Hammurabi issued many laws and regulations. They dealt with everything from prices, wages and debts to broken contracts and the conduct of lawsuits. Then, when his reign was drawing to an end, he decided that the laws needed improving. Some had to be completely revised; others needed to be explained. With the inspiration from Shamash, god of the sun and of justice, he drew up the new laws. He had them engraved on stone and sent them forth throughout the kingdom.

MESOPOTAMIA
BABYLON METROPOLIS OF THE MIDDLE EAST

“Hammurabi the reverent god-fearing prince”, began the inscription, was called by the gods “to make justice appear in the land, to destroy the evil and wicked that the strong might not oppress the weak”. The laws that followed dealt with many matters: the administration of justice, property, marriage, assault, agriculture, wages and slaves. Many of them were based on the ancient idea of “an eye for an eye” – that is, a man who had put out someone’s eye would be punished by having his own eye put out. “If a man accuses another man of murder and it proves to be false, the accuser shall be put to death,” said one of Hammurabi’s laws. Another said, “if a builder makes a house for a man and the house falls down and causes the death of the owner, the builder shall be put to death”. It was harsh justice but atleast the laws were written down for all men to appeal to and behind them was the power of the king of Babylon.

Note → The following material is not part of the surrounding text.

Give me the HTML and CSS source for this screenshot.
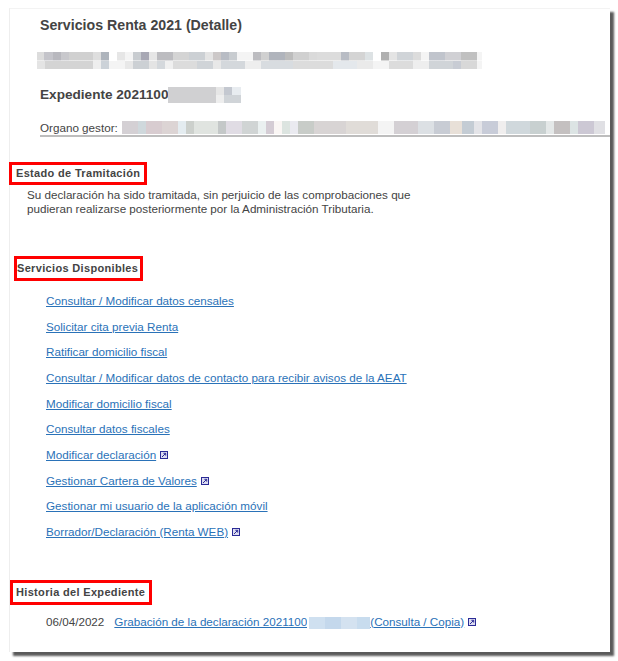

When Hammurabi died, he was succeeded by his son, but the dynasty soon ended. Kassites tribesman from the Zagros Mountains to the east, began to raid Babylonia and in time they captured the cities of Ur and Uruk. The people in the southern marshes known as the “sea lands” revolted and set up their own kingdom. Then out of the north came a new brand of marauders, the Hittities. They took Babylon, plundered and burnt it and then withdrew, but the damage was done. The irrigation systems, writing, the ziggurats, the laws – such things survived for centuries, but the first great age of Mesopotamia was at an end.